Durante esa misma semana pero dos días antes, se organizó el encuentro literario con Édouard Louis en el Teatro del Institut français de Madrid. En aquel encuentro, conducido por Isabelle Le Galo Flores, el joven autor francés explicaba parte del proceso de creación de su libro y las consecuencias que tuvo para él y para su entorno, debido a historia de una transformación y al grito a favor de la diversidad que contiene. Algunas de sus palabras para hablar de nuestro país fueron referirse a Cervantes y Almodóvar como claves de la lengua española y su firme afirmación de que la literatura no transforma el mundo si no transformamos la literatura.
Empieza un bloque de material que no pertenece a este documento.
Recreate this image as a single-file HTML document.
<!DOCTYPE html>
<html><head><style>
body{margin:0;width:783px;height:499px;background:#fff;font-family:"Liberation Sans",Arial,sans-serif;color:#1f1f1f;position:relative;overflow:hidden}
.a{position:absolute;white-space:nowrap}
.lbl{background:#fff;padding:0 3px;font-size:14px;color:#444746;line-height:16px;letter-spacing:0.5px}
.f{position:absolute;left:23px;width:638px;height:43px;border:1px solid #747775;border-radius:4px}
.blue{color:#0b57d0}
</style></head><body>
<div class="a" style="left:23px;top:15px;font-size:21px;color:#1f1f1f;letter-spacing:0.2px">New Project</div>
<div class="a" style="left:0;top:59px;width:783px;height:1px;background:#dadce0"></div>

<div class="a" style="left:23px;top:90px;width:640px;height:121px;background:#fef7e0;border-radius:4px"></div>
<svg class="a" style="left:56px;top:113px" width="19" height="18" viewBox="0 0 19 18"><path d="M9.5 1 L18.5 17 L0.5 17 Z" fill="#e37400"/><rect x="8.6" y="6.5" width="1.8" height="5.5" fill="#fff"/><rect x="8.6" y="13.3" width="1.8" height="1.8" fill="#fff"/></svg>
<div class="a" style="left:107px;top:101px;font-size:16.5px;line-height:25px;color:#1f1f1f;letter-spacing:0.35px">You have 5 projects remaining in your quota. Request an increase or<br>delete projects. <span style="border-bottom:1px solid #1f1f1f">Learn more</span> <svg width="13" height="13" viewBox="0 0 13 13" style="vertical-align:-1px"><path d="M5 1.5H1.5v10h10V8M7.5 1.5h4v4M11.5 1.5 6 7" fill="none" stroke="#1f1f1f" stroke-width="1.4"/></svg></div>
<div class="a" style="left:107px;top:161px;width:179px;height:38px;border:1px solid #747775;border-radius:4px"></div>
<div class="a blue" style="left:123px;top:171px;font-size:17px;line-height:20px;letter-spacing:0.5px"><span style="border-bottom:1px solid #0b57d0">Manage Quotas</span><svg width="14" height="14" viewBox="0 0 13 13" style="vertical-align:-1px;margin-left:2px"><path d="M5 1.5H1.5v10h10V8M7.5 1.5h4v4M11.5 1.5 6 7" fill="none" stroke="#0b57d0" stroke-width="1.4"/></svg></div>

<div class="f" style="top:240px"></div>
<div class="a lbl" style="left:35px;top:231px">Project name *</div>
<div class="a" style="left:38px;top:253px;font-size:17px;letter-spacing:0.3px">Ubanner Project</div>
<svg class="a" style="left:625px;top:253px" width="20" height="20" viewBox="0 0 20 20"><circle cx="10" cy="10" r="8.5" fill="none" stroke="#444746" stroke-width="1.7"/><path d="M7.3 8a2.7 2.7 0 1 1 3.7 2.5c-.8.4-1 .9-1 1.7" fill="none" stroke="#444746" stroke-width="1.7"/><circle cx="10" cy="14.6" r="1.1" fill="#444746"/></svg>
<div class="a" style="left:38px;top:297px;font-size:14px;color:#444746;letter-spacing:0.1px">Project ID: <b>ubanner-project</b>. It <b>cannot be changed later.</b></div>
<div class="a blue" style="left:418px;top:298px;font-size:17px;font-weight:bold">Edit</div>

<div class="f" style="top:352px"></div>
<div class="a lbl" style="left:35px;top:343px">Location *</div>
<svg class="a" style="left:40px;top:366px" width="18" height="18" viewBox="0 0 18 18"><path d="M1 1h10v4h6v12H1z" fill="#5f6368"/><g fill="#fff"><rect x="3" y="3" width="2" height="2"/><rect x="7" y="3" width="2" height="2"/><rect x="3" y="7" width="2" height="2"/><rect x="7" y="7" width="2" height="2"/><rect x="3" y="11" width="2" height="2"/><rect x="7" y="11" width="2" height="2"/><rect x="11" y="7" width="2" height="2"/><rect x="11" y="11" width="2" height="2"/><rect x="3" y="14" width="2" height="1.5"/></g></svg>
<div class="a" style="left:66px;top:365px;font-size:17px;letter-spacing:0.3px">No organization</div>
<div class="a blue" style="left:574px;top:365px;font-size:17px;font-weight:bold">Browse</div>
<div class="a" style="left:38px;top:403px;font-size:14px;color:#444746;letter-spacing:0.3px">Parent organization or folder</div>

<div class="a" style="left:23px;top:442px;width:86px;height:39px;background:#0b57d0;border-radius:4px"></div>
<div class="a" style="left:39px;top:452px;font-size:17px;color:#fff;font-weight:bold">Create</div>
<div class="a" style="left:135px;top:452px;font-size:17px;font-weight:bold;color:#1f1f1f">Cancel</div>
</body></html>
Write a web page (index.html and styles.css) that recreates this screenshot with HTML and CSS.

Édouard Louis y Eddy Bellegueule son la misma persona y no lo son. Para acabar con Eddy es la historia de una transformación, la del niño peculiar que tiene que sobrevivir en el entorno de violencia, machismo, pobreza, homofobia y alcoholismo en el que tiene la mala suerte de nacer. El niño sensible e inquieto que debe ocultar su verdadero yo para intentar ser aceptado. El adolescente que se desvive por parecer un hombre de verdad para esquivar así el destino de abusos y humillaciones al que parece condenado. Pero es Édouard quien, con una honestidad descarnada y luminosa, nos cuenta la historia de Eddy, de su sufrimiento y de su liberación cuando por fin consigue huir de ese entorno opresor. Porque el final de Eddy Bellegueule es el principio de Édouard Louis, uno de los escritores más brillantes de su generación.